Looking ahead, the DACS algorithm opens avenues for advanced bionic robot applications. One direction is multi-robot coordination, where a swarm of bionic robots uses shared pheromone maps to collaborate on tasks like area coverage or search and rescue. The angular heuristic can be extended to include inter-robot angles to avoid collisions and optimize formation movement. Another area is integration with machine learning; for example, a bionic robot could use reinforcement learning to adjust the \( \alpha \) and \( \beta \) parameters online based on environmental feedback, further enhancing adaptability. Moreover, the algorithm’s efficiency makes it suitable for real-time path planning in bionic robots with limited computational resources, such as micro-drones or wearable exoskeletons.

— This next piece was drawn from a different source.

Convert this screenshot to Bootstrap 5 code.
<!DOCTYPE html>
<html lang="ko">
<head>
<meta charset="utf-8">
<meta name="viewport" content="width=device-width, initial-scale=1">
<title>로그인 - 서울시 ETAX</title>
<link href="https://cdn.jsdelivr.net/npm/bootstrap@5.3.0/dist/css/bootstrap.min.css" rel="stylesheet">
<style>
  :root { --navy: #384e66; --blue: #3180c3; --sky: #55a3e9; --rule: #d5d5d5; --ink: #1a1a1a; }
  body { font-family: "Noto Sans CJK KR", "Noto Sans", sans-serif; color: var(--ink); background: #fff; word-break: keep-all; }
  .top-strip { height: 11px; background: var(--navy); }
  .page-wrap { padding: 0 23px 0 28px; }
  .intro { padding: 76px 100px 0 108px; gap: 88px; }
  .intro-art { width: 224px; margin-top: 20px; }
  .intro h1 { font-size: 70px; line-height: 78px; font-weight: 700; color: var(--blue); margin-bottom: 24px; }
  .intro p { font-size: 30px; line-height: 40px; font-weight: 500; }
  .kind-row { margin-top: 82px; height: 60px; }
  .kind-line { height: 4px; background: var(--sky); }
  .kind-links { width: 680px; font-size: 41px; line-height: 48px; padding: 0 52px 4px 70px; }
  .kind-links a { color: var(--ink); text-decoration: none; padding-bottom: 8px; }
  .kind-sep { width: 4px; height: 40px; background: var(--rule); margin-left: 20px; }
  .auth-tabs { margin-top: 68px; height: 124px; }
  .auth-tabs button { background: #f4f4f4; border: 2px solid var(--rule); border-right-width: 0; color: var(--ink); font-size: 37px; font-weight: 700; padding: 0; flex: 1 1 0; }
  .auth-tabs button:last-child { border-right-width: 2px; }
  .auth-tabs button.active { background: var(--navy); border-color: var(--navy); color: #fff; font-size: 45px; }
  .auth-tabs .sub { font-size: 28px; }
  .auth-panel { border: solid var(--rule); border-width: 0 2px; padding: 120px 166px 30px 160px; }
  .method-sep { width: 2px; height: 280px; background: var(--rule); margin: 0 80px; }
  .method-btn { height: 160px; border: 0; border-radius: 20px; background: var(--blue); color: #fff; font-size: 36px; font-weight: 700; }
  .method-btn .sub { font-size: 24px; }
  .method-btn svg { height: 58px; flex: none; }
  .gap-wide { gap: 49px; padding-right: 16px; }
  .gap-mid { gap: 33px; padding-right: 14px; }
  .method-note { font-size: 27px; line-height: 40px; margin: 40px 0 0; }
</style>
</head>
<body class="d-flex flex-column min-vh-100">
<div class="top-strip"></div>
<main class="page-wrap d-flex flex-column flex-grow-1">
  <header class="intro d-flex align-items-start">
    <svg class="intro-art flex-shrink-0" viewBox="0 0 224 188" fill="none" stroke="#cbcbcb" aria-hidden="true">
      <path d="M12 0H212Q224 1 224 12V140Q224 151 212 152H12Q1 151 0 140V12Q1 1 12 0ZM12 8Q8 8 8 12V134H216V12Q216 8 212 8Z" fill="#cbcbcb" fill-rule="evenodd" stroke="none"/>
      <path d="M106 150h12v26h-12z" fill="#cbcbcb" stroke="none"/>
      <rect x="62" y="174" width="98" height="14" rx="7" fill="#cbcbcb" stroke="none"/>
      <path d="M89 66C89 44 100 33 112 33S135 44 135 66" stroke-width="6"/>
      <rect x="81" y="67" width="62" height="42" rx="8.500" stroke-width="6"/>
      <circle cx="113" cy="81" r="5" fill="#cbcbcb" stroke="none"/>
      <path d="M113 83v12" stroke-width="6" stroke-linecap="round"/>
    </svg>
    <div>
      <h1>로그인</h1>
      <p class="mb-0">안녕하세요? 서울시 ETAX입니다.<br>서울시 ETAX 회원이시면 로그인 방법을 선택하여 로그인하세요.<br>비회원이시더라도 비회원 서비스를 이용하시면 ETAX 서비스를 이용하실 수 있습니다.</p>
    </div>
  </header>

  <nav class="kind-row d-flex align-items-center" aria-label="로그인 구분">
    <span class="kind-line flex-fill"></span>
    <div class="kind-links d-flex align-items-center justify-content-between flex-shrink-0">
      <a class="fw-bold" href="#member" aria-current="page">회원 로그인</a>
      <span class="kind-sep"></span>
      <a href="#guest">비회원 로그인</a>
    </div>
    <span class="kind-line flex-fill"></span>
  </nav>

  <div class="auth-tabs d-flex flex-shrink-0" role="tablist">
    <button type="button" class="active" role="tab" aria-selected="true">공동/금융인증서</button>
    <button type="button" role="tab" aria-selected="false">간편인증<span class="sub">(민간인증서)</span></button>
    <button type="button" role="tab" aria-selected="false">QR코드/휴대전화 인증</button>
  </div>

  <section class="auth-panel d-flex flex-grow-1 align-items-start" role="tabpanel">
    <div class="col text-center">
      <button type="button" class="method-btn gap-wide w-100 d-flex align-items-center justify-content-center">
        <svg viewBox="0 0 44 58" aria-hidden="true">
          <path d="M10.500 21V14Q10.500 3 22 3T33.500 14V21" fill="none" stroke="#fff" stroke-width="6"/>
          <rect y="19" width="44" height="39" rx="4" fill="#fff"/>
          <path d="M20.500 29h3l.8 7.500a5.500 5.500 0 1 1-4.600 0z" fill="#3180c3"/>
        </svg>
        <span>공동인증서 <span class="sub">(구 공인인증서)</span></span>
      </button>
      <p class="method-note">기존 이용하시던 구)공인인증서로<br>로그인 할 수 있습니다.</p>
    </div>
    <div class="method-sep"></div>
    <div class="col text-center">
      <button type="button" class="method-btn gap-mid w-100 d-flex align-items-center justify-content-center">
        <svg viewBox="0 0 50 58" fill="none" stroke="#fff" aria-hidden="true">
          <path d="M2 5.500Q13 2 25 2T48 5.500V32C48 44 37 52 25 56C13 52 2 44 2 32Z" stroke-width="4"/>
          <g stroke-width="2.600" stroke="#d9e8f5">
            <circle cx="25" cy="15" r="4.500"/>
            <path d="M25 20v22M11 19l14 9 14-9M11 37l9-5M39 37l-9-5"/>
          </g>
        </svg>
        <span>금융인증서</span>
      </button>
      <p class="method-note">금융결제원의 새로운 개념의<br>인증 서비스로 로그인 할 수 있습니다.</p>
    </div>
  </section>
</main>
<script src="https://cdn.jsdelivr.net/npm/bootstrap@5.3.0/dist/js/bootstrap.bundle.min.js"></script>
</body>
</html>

In conclusion, my research on the DACS algorithm demonstrates a significant advancement in path planning for bionic robots. By incorporating directional awareness into the heuristic function, the bionic robot achieves more efficient, adaptive, and smooth navigation in both static and dynamic environments. The simulation results confirm improvements over standard ant colony algorithms, with reductions in path distance, iteration count, and computation time. Practical implementation on a bionic robot prototype validates its feasibility, showing learning capabilities and robustness to changes. As bionic robots become more pervasive in industries and emergency services, algorithms like DACS will be instrumental in ensuring their autonomous action is both intelligent and reliable. Future work will focus on scaling to 3D environments, multi-robot systems, and hybrid approaches with other AI techniques, continually pushing the boundaries of what bionic robots can accomplish.